This collection of stories spans a period from 1975 to 1997, and is a good reflection of the range of Amis's writing. That writing is always skilful, and consistently seductive-- sometimes irritatingly so. Amis lures his reader into an intense interest in his characters, and then, in some unsettling way, encourages us to patronise or disparage them. It's an odd strategy, but it holds our attention. By making us uncomfortable about our own less admirable attitudes, Amis focuses us intently on his story line.

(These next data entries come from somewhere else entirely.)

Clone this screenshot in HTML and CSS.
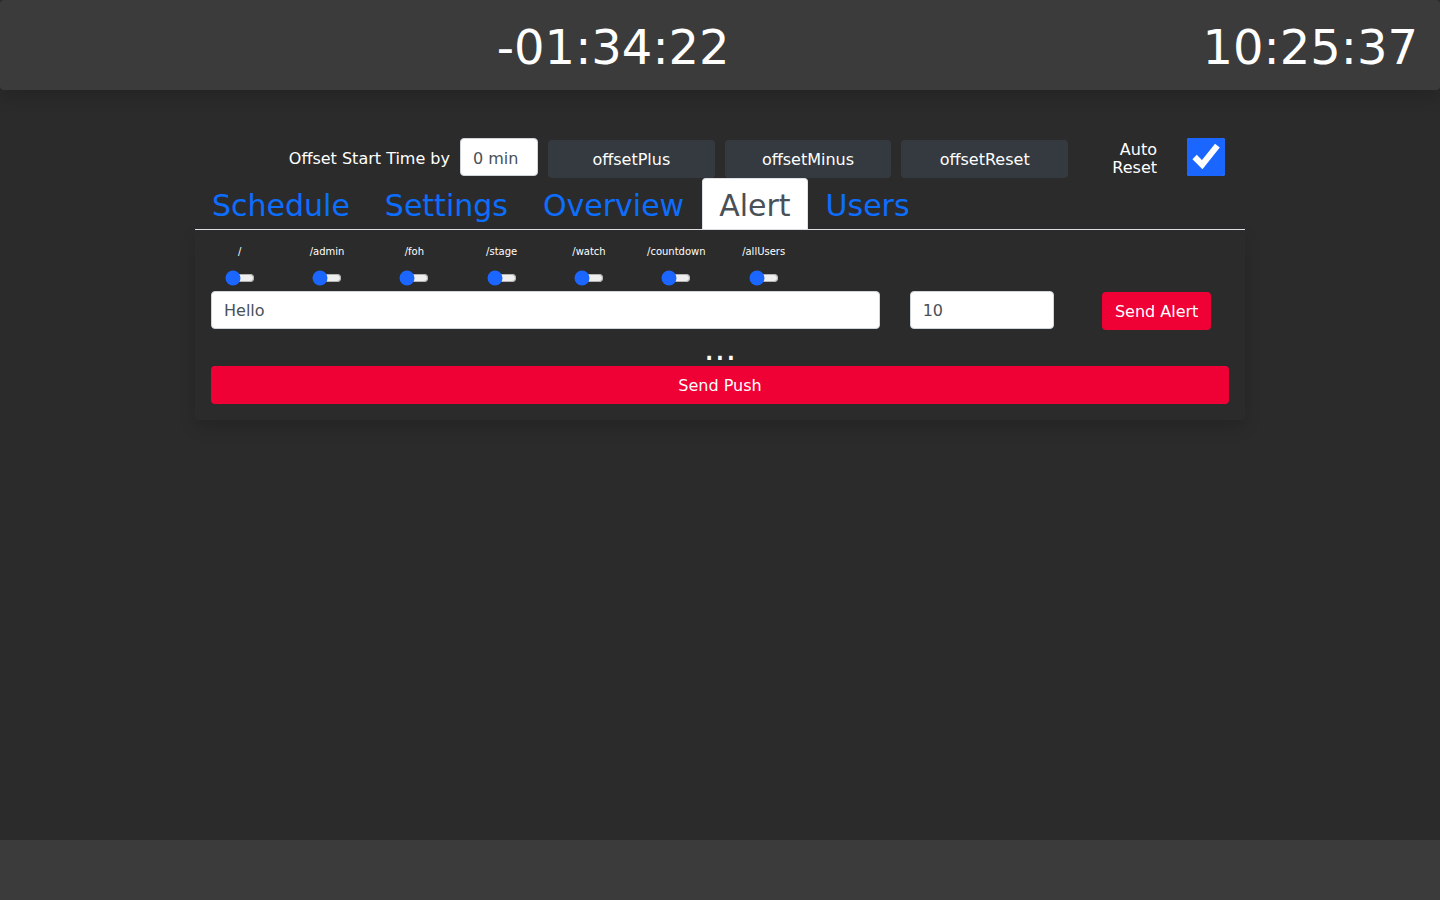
FILE: index.html
```html
<!DOCTYPE html>
<html lang="en">
<head>
<meta charset="utf-8">
<meta name="viewport" content="width=device-width, initial-scale=1">
<title>Admin</title>
<link rel="stylesheet" href="styles.css">
</head>
<body>
<header class="topbar">
  <span></span>
  <time class="clock">-01:34:22</time>
  <time class="clock">10:25:37</time>
</header>
<main class="container">
  <form class="offset-row">
    <label class="offset-label" for="offset">Offset Start Time by</label>
    <input class="control offset-input" id="offset" type="text" value="0 min">
    <button class="btn btn-dark" type="button">offsetPlus</button>
    <button class="btn btn-dark" type="button">offsetMinus</button>
    <button class="btn btn-dark" type="button">offsetReset</button>
    <label class="auto-label" for="auto">Auto Reset</label>
    <input class="auto-check" id="auto" type="checkbox" checked>
  </form>
  <nav class="tabs">
    <a class="tab" href="#schedule">Schedule</a>
    <a class="tab" href="#settings">Settings</a>
    <a class="tab" href="#overview">Overview</a>
    <a class="tab tab-active" href="#alert">Alert</a>
    <a class="tab" href="#users">Users</a>
  </nav>
  <section class="panel" id="alert">
    <div class="grid targets">
      <div class="target"><label for="t1">/</label><input id="t1" type="range" min="0" max="1" value="0"></div>
      <div class="target"><label for="t2">/admin</label><input id="t2" type="range" min="0" max="1" value="0"></div>
      <div class="target"><label for="t3">/foh</label><input id="t3" type="range" min="0" max="1" value="0"></div>
      <div class="target"><label for="t4">/stage</label><input id="t4" type="range" min="0" max="1" value="0"></div>
      <div class="target"><label for="t5">/watch</label><input id="t5" type="range" min="0" max="1" value="0"></div>
      <div class="target"><label for="t6">/countdown</label><input id="t6" type="range" min="0" max="1" value="0"></div>
      <div class="target"><label for="t7">/allUsers</label><input id="t7" type="range" min="0" max="1" value="0"></div>
    </div>
    <div class="grid">
      <div class="col col-8"><input class="control" type="text" value="Hello" aria-label="Alert message"></div>
      <div class="col col-2"><input class="control" type="text" inputmode="numeric" value="10" aria-label="Alert duration"></div>
      <div class="col col-2 col-action"><button class="btn btn-red" type="button">Send Alert</button></div>
    </div>
    <div class="status">...</div>
    <button class="btn btn-red btn-block" type="button">Send Push</button>
  </section>
</main>
<footer class="bottombar"></footer>
</body>
</html>
```
FILE: styles.css
```css
*, *::before, *::after { box-sizing: border-box; }

body {
  margin: 0;
  min-height: 100vh;
  display: flex;
  flex-direction: column;
  background: #2b2b2b;
  color: #fff;
  font-family: "DejaVu Sans", Verdana, sans-serif;
  font-size: 16px;
  line-height: 18px;
}

.topbar {
  display: flex;
  justify-content: space-between;
  align-items: center;
  padding: 19px 22px 15px 24px;
  background: #3b3b3b;
  border-radius: 4px;
  box-shadow: 0 8px 16px rgba(0, 0, 0, .15);
}

.clock { font-size: 48px; line-height: 56px; }

.container {
  flex: 1;
  width: 100%;
  max-width: 1050px;
  margin: 0 auto;
  padding-top: 48px;
}

.offset-row {
  display: flex;
  gap: 10px;
  height: 40px;
  padding-right: 20px;
}

.offset-label {
  flex: 0 0 255px;
  padding-top: 12px;
  text-align: right;
}

.control {
  display: block;
  width: 100%;
  height: 38px;
  padding: 0 12px;
  border: 1px solid #ced4da;
  border-radius: 4px;
  background: #fff;
  color: #495057;
  font: inherit;
}

.offset-input {
  flex: 0 0 78px;
  padding-top: 2px;
}

.btn {
  height: 38px;
  padding: 2px 13px 0;
  border: 0;
  border-radius: 4px;
  color: #fff;
  font: inherit;
}

.btn-dark {
  flex: 1;
  align-self: flex-end;
  background: #343a40;
}

.btn-red { background: #ef0035; }
.btn-block { display: block; width: 100%; }

.auto-label {
  flex: 0 0 79px;
  padding: 3px 0 0 24px;
  text-align: right;
}

.auto-check {
  flex: none;
  width: 38px;
  height: 38px;
  margin: 0 0 0 20px;
  accent-color: #1a66ff;
}

.tabs {
  display: flex;
  gap: 1px;
  border-bottom: 1px solid #dee2e6;
}

.tab {
  padding: 10px 16px 6px;
  border: 1px solid transparent;
  border-bottom: 0;
  border-radius: 4px 4px 0 0;
  color: #0d6efd;
  font-size: 30px;
  line-height: 34px;
  text-decoration: none;
}

.tab-active {
  border-color: #dee2e6;
  background: #fff;
  color: #495057;
}

.panel {
  padding: 16px;
  border-radius: 4px;
  box-shadow: 0 8px 16px rgba(0, 0, 0, .15);
}

.grid {
  display: grid;
  grid-template-columns: repeat(12, 1fr);
  margin: 0 -15px;
}

.targets { margin-bottom: 5px; }

.target {
  display: flex;
  flex-direction: column;
  align-items: center;
  gap: 12px;
  min-width: 0;
  font-size: 10px;
  line-height: 12px;
}

.target input {
  width: 30px;
  height: 16px;
  margin: 0;
  accent-color: #1a66ff;
}

.col { padding: 0 15px; }
.col-8 { grid-column: span 8; }
.col-2 { grid-column: span 2; }
.col-action { padding-top: 1px; text-align: center; }

.status {
  font-size: 34px;
  line-height: 36px;
  text-align: center;
}

.bottombar {
  height: 60px;
  background: #3b3b3b;
}
```
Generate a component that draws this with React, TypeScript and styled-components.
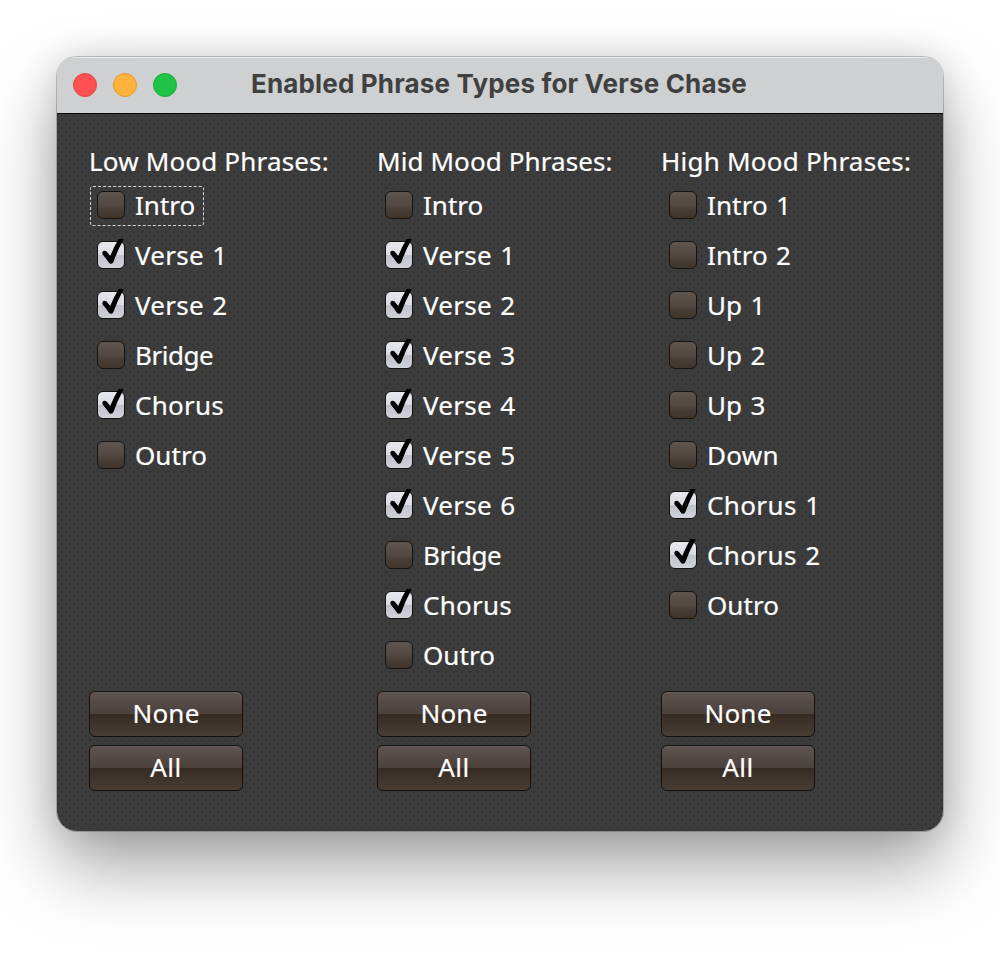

In "Coincidence of the Arts", Amis's targets are both the feckless painter Sir Rodney Peel, and the black doorman of his building and aspiring novelist Pharsin Courier, who turns to Peel for artistic encouragement. When Peel embarks on a curious sexual affair with a black waitress, it is sheer coincidence that she should turn out to be Pharsin's wife. The consequences reflect well on neither Peel nor Pharsin. In "State of England", we smirk knowingly at Big Mal, a bullshitting East Ender trying to sort out his life at his small son's sports day, but are nevertheless compelled to find out what will become of him. Familiar stories about obsessive bad sex like "Let Me Count the Times", have not stood the test of time, and Amis writes far too often about literary agents, aspiring novelists and spoilt bestsellers who surely only interest an inner coterie. Still, when he is on form, this is the short story at its best. --Lisa Jardine --This text refers to an alternate Paperback edition.



Product Description

Martin Amis's short stories make his novels look prim. They are also more frankly satirical. Whole words are created - or inverted. In "Straight Fiction", everyone is gay (apart from the beleaguered 'straight' community); in "Career Moves", screenplay writers submit their works to little magazines, while poets are flown first-class to Los Angeles; in "The Janitor on Mars", a sardonic robot gives us some strange news about life in the solar system. Largely absent in the novels, the middle classes get a showing in "Let Me Count the Times", where a man has had a mad affair with himself. "Heavy Water", portrays the exhaustion of working-class culture, "State of England" its weird resuscitation. And in "The Coincidence of the Arts" an English baronet becomes entangled with an African-American chess hustler. The earliest story, "Denton's Death", was first published in 1975, but the bulk of the collection can be firmly labelled 'most recent work'. --This text refers to an alternate Paperback edition.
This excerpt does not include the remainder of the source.